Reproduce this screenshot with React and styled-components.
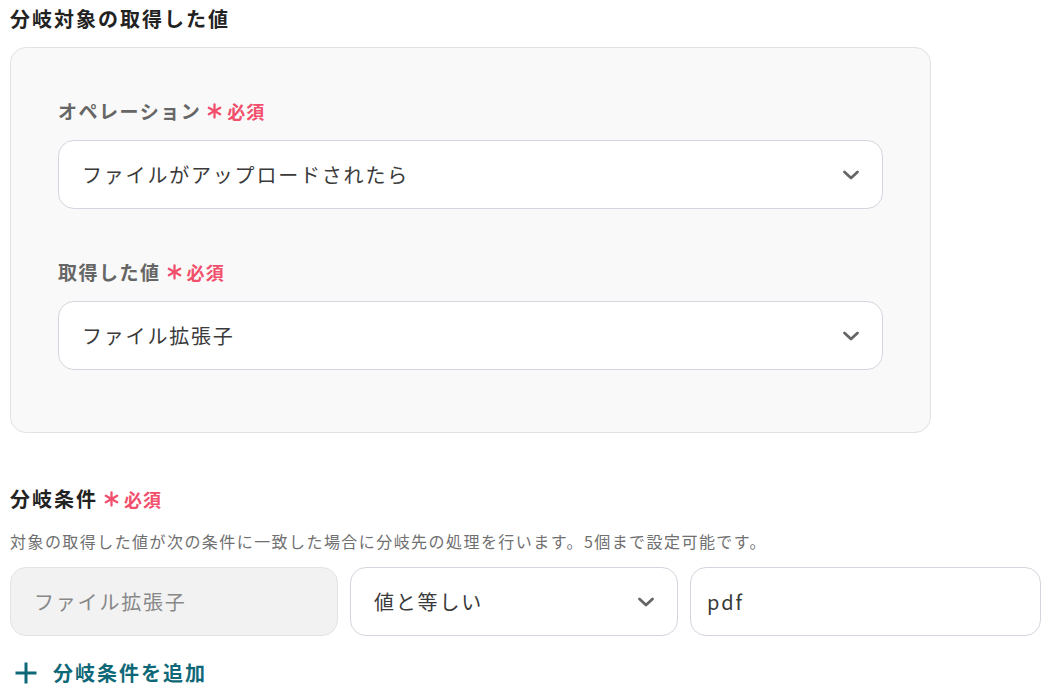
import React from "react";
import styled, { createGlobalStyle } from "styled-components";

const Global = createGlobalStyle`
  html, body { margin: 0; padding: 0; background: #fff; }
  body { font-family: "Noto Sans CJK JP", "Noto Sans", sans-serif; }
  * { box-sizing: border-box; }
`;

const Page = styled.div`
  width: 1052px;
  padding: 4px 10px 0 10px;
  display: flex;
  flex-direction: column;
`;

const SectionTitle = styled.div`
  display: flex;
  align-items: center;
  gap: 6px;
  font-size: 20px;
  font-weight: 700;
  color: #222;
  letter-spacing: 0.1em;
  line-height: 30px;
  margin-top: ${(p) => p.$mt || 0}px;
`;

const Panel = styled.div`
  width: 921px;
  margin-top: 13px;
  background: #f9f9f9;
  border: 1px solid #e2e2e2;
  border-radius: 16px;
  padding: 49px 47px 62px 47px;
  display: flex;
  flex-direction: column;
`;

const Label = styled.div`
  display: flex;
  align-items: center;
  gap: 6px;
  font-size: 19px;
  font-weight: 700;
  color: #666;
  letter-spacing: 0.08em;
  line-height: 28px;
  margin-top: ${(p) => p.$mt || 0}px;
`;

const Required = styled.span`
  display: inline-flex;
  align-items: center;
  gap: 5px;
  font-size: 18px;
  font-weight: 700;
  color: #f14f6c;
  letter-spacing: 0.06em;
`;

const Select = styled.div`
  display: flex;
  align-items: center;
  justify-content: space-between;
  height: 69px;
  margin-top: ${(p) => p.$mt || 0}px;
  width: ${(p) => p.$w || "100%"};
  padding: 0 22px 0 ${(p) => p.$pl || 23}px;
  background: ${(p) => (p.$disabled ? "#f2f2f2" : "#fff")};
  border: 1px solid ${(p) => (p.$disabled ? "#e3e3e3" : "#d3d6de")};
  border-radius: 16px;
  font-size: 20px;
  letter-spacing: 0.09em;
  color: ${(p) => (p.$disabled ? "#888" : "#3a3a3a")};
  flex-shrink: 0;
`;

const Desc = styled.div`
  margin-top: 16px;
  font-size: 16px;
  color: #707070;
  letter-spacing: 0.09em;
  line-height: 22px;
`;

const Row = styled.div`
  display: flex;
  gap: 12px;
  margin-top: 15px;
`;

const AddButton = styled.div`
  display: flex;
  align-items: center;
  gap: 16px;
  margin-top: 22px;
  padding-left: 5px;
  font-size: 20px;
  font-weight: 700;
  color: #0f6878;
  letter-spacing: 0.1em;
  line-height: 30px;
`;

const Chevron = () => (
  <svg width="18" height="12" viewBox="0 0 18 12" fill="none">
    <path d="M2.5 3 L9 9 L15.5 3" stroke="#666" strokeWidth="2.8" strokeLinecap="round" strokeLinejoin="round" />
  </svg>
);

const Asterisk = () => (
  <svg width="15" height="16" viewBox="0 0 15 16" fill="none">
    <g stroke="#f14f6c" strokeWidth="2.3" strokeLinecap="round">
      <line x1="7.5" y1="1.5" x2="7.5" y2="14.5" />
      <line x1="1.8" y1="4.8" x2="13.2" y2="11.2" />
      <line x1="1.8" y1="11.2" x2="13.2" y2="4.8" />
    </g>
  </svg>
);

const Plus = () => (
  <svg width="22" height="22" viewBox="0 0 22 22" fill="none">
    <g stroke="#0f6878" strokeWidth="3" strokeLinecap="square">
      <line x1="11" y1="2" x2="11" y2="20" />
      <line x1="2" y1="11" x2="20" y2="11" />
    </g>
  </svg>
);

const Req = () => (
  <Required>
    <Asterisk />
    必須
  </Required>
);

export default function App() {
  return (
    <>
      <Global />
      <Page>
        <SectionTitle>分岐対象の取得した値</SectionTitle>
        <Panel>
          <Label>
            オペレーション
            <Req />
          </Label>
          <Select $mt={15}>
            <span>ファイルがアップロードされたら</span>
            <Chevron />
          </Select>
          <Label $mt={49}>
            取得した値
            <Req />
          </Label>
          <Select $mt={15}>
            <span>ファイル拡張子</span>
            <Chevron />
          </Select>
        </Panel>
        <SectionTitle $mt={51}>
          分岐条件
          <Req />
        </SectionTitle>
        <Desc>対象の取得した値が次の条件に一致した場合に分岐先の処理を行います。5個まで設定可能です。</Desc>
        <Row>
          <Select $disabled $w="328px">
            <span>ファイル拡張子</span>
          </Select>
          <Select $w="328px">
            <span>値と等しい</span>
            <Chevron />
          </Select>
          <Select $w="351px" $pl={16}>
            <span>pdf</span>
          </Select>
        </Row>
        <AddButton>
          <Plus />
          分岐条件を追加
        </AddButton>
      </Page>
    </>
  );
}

Directions:
Without the pictures, write out all of the material exactly.

Correct response:
Reproduce this screenshot with React and styled-components.
import React from "react";
import styled, { createGlobalStyle } from "styled-components";

const Global = createGlobalStyle`
  html, body { margin: 0; padding: 0; background: #fff; }
  body { font-family: "Noto Sans CJK JP", "Noto Sans", sans-serif; }
  * { box-sizing: border-box; }
`;

const Page = styled.div`
  width: 1052px;
  padding: 4px 10px 0 10px;
  display: flex;
  flex-direction: column;
`;

const SectionTitle = styled.div`
  display: flex;
  align-items: center;
  gap: 6px;
  font-size: 20px;
  font-weight: 700;
  color: #222;
  letter-spacing: 0.1em;
  line-height: 30px;
  margin-top: ${(p) => p.$mt || 0}px;
`;

const Panel = styled.div`
  width: 921px;
  margin-top: 13px;
  background: #f9f9f9;
  border: 1px solid #e2e2e2;
  border-radius: 16px;
  padding: 49px 47px 62px 47px;
  display: flex;
  flex-direction: column;
`;

const Label = styled.div`
  display: flex;
  align-items: center;
  gap: 6px;
  font-size: 19px;
  font-weight: 700;
  color: #666;
  letter-spacing: 0.08em;
  line-height: 28px;
  margin-top: ${(p) => p.$mt || 0}px;
`;

const Required = styled.span`
  display: inline-flex;
  align-items: center;
  gap: 5px;
  font-size: 18px;
  font-weight: 700;
  color: #f14f6c;
  letter-spacing: 0.06em;
`;

const Select = styled.div`
  display: flex;
  align-items: center;
  justify-content: space-between;
  height: 69px;
  margin-top: ${(p) => p.$mt || 0}px;
  width: ${(p) => p.$w || "100%"};
  padding: 0 22px 0 ${(p) => p.$pl || 23}px;
  background: ${(p) => (p.$disabled ? "#f2f2f2" : "#fff")};
  border: 1px solid ${(p) => (p.$disabled ? "#e3e3e3" : "#d3d6de")};
  border-radius: 16px;
  font-size: 20px;
  letter-spacing: 0.09em;
  color: ${(p) => (p.$disabled ? "#888" : "#3a3a3a")};
  flex-shrink: 0;
`;

const Desc = styled.div`
  margin-top: 16px;
  font-size: 16px;
  color: #707070;
  letter-spacing: 0.09em;
  line-height: 22px;
`;

const Row = styled.div`
  display: flex;
  gap: 12px;
  margin-top: 15px;
`;

const AddButton = styled.div`
  display: flex;
  align-items: center;
  gap: 16px;
  margin-top: 22px;
  padding-left: 5px;
  font-size: 20px;
  font-weight: 700;
  color: #0f6878;
  letter-spacing: 0.1em;
  line-height: 30px;
`;

const Chevron = () => (
  <svg width="18" height="12" viewBox="0 0 18 12" fill="none">
    <path d="M2.5 3 L9 9 L15.5 3" stroke="#666" strokeWidth="2.8" strokeLinecap="round" strokeLinejoin="round" />
  </svg>
);

const Asterisk = () => (
  <svg width="15" height="16" viewBox="0 0 15 16" fill="none">
    <g stroke="#f14f6c" strokeWidth="2.3" strokeLinecap="round">
      <line x1="7.5" y1="1.5" x2="7.5" y2="14.5" />
      <line x1="1.8" y1="4.8" x2="13.2" y2="11.2" />
      <line x1="1.8" y1="11.2" x2="13.2" y2="4.8" />
    </g>
  </svg>
);

const Plus = () => (
  <svg width="22" height="22" viewBox="0 0 22 22" fill="none">
    <g stroke="#0f6878" strokeWidth="3" strokeLinecap="square">
      <line x1="11" y1="2" x2="11" y2="20" />
      <line x1="2" y1="11" x2="20" y2="11" />
    </g>
  </svg>
);

const Req = () => (
  <Required>
    <Asterisk />
    必須
  </Required>
);

export default function App() {
  return (
    <>
      <Global />
      <Page>
        <SectionTitle>分岐対象の取得した値</SectionTitle>
        <Panel>
          <Label>
            オペレーション
            <Req />
          </Label>
          <Select $mt={15}>
            <span>ファイルがアップロードされたら</span>
            <Chevron />
          </Select>
          <Label $mt={49}>
            取得した値
            <Req />
          </Label>
          <Select $mt={15}>
            <span>ファイル拡張子</span>
            <Chevron />
          </Select>
        </Panel>
        <SectionTitle $mt={51}>
          分岐条件
          <Req />
        </SectionTitle>
        <Desc>対象の取得した値が次の条件に一致した場合に分岐先の処理を行います。5個まで設定可能です。</Desc>
        <Row>
          <Select $disabled $w="328px">
            <span>ファイル拡張子</span>
          </Select>
          <Select $w="328px">
            <span>値と等しい</span>
            <Chevron />
          </Select>
          <Select $w="351px" $pl={16}>
            <span>pdf</span>
          </Select>
        </Row>
        <AddButton>
          <Plus />
          分岐条件を追加
        </AddButton>
      </Page>
    </>
  );
}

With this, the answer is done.